Records for processing —

>>>>

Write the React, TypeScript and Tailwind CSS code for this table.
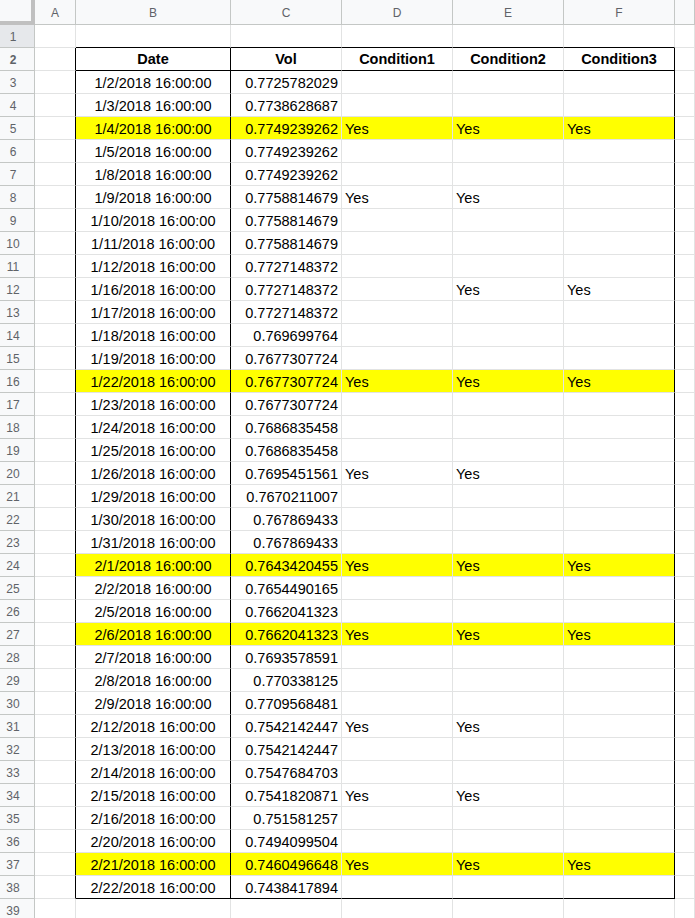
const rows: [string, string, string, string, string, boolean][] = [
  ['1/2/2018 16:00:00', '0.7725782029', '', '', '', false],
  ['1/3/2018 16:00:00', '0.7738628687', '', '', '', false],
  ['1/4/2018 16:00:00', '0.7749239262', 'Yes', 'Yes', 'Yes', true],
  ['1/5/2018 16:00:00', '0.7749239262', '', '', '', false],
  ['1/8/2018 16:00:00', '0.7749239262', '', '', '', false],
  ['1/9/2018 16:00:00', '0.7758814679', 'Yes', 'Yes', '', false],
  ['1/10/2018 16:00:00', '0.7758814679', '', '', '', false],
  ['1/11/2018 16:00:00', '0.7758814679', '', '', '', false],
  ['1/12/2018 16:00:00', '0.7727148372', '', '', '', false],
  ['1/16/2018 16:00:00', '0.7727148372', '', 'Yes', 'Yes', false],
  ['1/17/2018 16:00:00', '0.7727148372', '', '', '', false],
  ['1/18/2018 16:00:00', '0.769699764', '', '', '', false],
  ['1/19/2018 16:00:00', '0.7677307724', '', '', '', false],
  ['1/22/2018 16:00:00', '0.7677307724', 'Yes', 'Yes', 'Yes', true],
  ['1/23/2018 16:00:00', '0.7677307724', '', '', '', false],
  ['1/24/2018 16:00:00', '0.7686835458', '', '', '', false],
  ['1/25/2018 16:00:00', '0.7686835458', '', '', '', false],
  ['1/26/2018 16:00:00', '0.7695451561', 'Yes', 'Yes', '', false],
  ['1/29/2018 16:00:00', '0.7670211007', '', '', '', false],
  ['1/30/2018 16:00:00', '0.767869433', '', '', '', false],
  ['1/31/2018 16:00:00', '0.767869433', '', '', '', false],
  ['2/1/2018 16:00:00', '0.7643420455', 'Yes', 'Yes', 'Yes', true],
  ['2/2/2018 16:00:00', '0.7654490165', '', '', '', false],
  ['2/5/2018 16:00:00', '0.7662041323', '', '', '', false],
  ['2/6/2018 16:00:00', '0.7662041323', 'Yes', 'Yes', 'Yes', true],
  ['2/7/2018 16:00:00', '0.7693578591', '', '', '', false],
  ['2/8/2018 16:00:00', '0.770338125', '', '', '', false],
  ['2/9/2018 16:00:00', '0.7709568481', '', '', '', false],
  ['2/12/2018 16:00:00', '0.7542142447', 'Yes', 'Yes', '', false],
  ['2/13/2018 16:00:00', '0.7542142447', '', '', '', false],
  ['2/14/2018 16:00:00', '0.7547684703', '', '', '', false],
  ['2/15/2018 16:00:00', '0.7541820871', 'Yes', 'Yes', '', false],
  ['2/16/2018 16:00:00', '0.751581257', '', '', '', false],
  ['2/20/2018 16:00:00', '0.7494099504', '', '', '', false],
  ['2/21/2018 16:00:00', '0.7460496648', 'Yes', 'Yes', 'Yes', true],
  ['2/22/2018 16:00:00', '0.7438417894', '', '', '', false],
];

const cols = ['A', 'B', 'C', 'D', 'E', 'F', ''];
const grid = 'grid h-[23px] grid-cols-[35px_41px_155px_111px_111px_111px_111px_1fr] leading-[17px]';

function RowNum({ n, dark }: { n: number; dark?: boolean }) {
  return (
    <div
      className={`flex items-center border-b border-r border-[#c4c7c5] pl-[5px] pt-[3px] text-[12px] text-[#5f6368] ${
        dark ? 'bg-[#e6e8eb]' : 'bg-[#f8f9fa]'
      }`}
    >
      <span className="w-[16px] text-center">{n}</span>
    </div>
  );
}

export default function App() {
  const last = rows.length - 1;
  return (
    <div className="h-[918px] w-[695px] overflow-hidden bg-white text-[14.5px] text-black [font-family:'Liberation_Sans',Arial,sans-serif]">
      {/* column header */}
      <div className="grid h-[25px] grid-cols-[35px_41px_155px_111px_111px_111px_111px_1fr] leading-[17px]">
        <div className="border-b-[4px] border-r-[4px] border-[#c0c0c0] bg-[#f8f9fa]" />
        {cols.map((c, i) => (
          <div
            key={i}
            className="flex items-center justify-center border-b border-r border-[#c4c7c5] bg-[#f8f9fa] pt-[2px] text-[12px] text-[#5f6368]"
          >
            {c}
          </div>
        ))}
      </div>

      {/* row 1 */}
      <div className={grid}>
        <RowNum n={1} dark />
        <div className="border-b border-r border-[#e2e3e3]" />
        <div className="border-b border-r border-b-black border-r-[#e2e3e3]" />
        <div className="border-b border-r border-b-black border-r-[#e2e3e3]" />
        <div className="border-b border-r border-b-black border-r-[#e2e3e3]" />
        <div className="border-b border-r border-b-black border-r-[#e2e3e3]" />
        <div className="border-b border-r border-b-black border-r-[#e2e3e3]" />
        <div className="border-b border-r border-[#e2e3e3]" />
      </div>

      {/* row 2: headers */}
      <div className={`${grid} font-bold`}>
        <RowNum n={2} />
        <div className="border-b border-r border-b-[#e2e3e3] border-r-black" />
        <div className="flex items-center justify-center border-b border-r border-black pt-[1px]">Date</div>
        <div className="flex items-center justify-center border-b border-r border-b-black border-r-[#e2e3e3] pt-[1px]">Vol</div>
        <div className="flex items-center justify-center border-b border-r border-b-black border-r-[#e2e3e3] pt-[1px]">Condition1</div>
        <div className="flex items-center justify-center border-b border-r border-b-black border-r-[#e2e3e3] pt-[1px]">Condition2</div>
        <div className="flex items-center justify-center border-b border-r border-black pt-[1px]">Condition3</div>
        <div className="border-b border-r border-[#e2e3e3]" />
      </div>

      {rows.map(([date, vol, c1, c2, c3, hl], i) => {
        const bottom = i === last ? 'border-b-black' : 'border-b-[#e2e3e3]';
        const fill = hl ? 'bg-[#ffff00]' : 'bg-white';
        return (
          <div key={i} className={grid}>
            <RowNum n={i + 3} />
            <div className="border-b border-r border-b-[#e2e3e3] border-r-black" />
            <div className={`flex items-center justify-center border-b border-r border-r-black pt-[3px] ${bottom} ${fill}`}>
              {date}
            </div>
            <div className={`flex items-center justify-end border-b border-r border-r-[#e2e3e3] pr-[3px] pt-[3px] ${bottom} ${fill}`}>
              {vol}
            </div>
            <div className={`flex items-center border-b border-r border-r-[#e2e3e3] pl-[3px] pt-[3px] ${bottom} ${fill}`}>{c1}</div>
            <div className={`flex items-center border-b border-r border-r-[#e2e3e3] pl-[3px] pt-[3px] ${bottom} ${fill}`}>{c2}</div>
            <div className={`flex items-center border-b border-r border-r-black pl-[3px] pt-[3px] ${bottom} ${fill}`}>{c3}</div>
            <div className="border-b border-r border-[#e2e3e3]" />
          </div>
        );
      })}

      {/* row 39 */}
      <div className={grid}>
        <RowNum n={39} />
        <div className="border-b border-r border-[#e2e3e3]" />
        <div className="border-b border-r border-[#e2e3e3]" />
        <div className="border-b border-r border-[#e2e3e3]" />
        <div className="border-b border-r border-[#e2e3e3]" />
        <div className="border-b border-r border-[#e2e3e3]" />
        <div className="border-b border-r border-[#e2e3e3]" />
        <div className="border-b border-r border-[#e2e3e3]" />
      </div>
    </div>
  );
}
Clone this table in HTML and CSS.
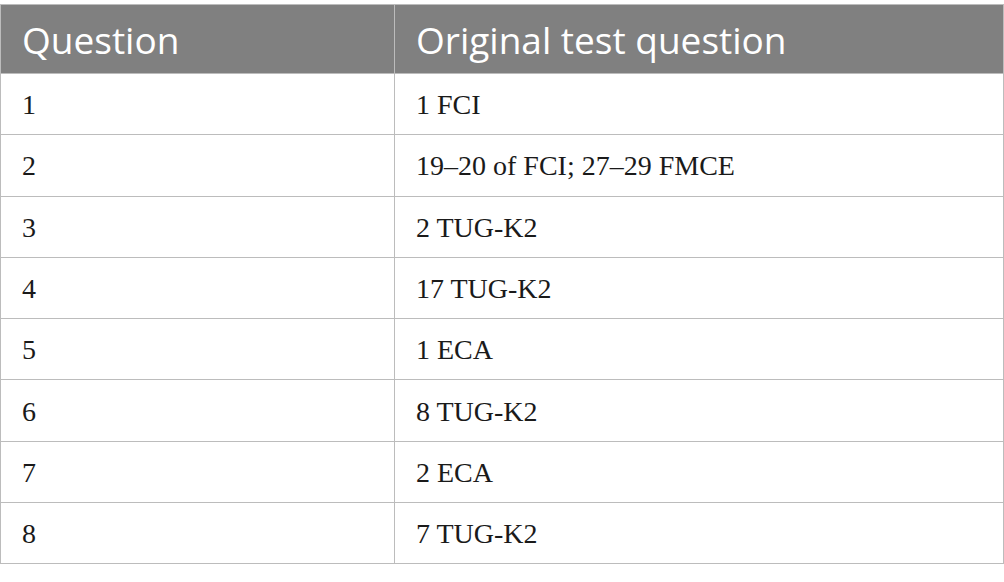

<<<<

Aim of the exercise —
Without the pictures, write out all of the material exactly.

Finished task —
Write the React, TypeScript and Tailwind CSS code for this table.
const rows: [string, string, string, string, string, boolean][] = [
  ['1/2/2018 16:00:00', '0.7725782029', '', '', '', false],
  ['1/3/2018 16:00:00', '0.7738628687', '', '', '', false],
  ['1/4/2018 16:00:00', '0.7749239262', 'Yes', 'Yes', 'Yes', true],
  ['1/5/2018 16:00:00', '0.7749239262', '', '', '', false],
  ['1/8/2018 16:00:00', '0.7749239262', '', '', '', false],
  ['1/9/2018 16:00:00', '0.7758814679', 'Yes', 'Yes', '', false],
  ['1/10/2018 16:00:00', '0.7758814679', '', '', '', false],
  ['1/11/2018 16:00:00', '0.7758814679', '', '', '', false],
  ['1/12/2018 16:00:00', '0.7727148372', '', '', '', false],
  ['1/16/2018 16:00:00', '0.7727148372', '', 'Yes', 'Yes', false],
  ['1/17/2018 16:00:00', '0.7727148372', '', '', '', false],
  ['1/18/2018 16:00:00', '0.769699764', '', '', '', false],
  ['1/19/2018 16:00:00', '0.7677307724', '', '', '', false],
  ['1/22/2018 16:00:00', '0.7677307724', 'Yes', 'Yes', 'Yes', true],
  ['1/23/2018 16:00:00', '0.7677307724', '', '', '', false],
  ['1/24/2018 16:00:00', '0.7686835458', '', '', '', false],
  ['1/25/2018 16:00:00', '0.7686835458', '', '', '', false],
  ['1/26/2018 16:00:00', '0.7695451561', 'Yes', 'Yes', '', false],
  ['1/29/2018 16:00:00', '0.7670211007', '', '', '', false],
  ['1/30/2018 16:00:00', '0.767869433', '', '', '', false],
  ['1/31/2018 16:00:00', '0.767869433', '', '', '', false],
  ['2/1/2018 16:00:00', '0.7643420455', 'Yes', 'Yes', 'Yes', true],
  ['2/2/2018 16:00:00', '0.7654490165', '', '', '', false],
  ['2/5/2018 16:00:00', '0.7662041323', '', '', '', false],
  ['2/6/2018 16:00:00', '0.7662041323', 'Yes', 'Yes', 'Yes', true],
  ['2/7/2018 16:00:00', '0.7693578591', '', '', '', false],
  ['2/8/2018 16:00:00', '0.770338125', '', '', '', false],
  ['2/9/2018 16:00:00', '0.7709568481', '', '', '', false],
  ['2/12/2018 16:00:00', '0.7542142447', 'Yes', 'Yes', '', false],
  ['2/13/2018 16:00:00', '0.7542142447', '', '', '', false],
  ['2/14/2018 16:00:00', '0.7547684703', '', '', '', false],
  ['2/15/2018 16:00:00', '0.7541820871', 'Yes', 'Yes', '', false],
  ['2/16/2018 16:00:00', '0.751581257', '', '', '', false],
  ['2/20/2018 16:00:00', '0.7494099504', '', '', '', false],
  ['2/21/2018 16:00:00', '0.7460496648', 'Yes', 'Yes', 'Yes', true],
  ['2/22/2018 16:00:00', '0.7438417894', '', '', '', false],
];

const cols = ['A', 'B', 'C', 'D', 'E', 'F', ''];
const grid = 'grid h-[23px] grid-cols-[35px_41px_155px_111px_111px_111px_111px_1fr] leading-[17px]';

function RowNum({ n, dark }: { n: number; dark?: boolean }) {
  return (
    <div
      className={`flex items-center border-b border-r border-[#c4c7c5] pl-[5px] pt-[3px] text-[12px] text-[#5f6368] ${
        dark ? 'bg-[#e6e8eb]' : 'bg-[#f8f9fa]'
      }`}
    >
      <span className="w-[16px] text-center">{n}</span>
    </div>
  );
}

export default function App() {
  const last = rows.length - 1;
  return (
    <div className="h-[918px] w-[695px] overflow-hidden bg-white text-[14.5px] text-black [font-family:'Liberation_Sans',Arial,sans-serif]">
      {/* column header */}
      <div className="grid h-[25px] grid-cols-[35px_41px_155px_111px_111px_111px_111px_1fr] leading-[17px]">
        <div className="border-b-[4px] border-r-[4px] border-[#c0c0c0] bg-[#f8f9fa]" />
        {cols.map((c, i) => (
          <div
            key={i}
            className="flex items-center justify-center border-b border-r border-[#c4c7c5] bg-[#f8f9fa] pt-[2px] text-[12px] text-[#5f6368]"
          >
            {c}
          </div>
        ))}
      </div>

      {/* row 1 */}
      <div className={grid}>
        <RowNum n={1} dark />
        <div className="border-b border-r border-[#e2e3e3]" />
        <div className="border-b border-r border-b-black border-r-[#e2e3e3]" />
        <div className="border-b border-r border-b-black border-r-[#e2e3e3]" />
        <div className="border-b border-r border-b-black border-r-[#e2e3e3]" />
        <div className="border-b border-r border-b-black border-r-[#e2e3e3]" />
        <div className="border-b border-r border-b-black border-r-[#e2e3e3]" />
        <div className="border-b border-r border-[#e2e3e3]" />
      </div>

      {/* row 2: headers */}
      <div className={`${grid} font-bold`}>
        <RowNum n={2} />
        <div className="border-b border-r border-b-[#e2e3e3] border-r-black" />
        <div className="flex items-center justify-center border-b border-r border-black pt-[1px]">Date</div>
        <div className="flex items-center justify-center border-b border-r border-b-black border-r-[#e2e3e3] pt-[1px]">Vol</div>
        <div className="flex items-center justify-center border-b border-r border-b-black border-r-[#e2e3e3] pt-[1px]">Condition1</div>
        <div className="flex items-center justify-center border-b border-r border-b-black border-r-[#e2e3e3] pt-[1px]">Condition2</div>
        <div className="flex items-center justify-center border-b border-r border-black pt-[1px]">Condition3</div>
        <div className="border-b border-r border-[#e2e3e3]" />
      </div>

      {rows.map(([date, vol, c1, c2, c3, hl], i) => {
        const bottom = i === last ? 'border-b-black' : 'border-b-[#e2e3e3]';
        const fill = hl ? 'bg-[#ffff00]' : 'bg-white';
        return (
          <div key={i} className={grid}>
            <RowNum n={i + 3} />
            <div className="border-b border-r border-b-[#e2e3e3] border-r-black" />
            <div className={`flex items-center justify-center border-b border-r border-r-black pt-[3px] ${bottom} ${fill}`}>
              {date}
            </div>
            <div className={`flex items-center justify-end border-b border-r border-r-[#e2e3e3] pr-[3px] pt-[3px] ${bottom} ${fill}`}>
              {vol}
            </div>
            <div className={`flex items-center border-b border-r border-r-[#e2e3e3] pl-[3px] pt-[3px] ${bottom} ${fill}`}>{c1}</div>
            <div className={`flex items-center border-b border-r border-r-[#e2e3e3] pl-[3px] pt-[3px] ${bottom} ${fill}`}>{c2}</div>
            <div className={`flex items-center border-b border-r border-r-black pl-[3px] pt-[3px] ${bottom} ${fill}`}>{c3}</div>
            <div className="border-b border-r border-[#e2e3e3]" />
          </div>
        );
      })}

      {/* row 39 */}
      <div className={grid}>
        <RowNum n={39} />
        <div className="border-b border-r border-[#e2e3e3]" />
        <div className="border-b border-r border-[#e2e3e3]" />
        <div className="border-b border-r border-[#e2e3e3]" />
        <div className="border-b border-r border-[#e2e3e3]" />
        <div className="border-b border-r border-[#e2e3e3]" />
        <div className="border-b border-r border-[#e2e3e3]" />
        <div className="border-b border-r border-[#e2e3e3]" />
      </div>
    </div>
  );
}
Clone this table in HTML and CSS.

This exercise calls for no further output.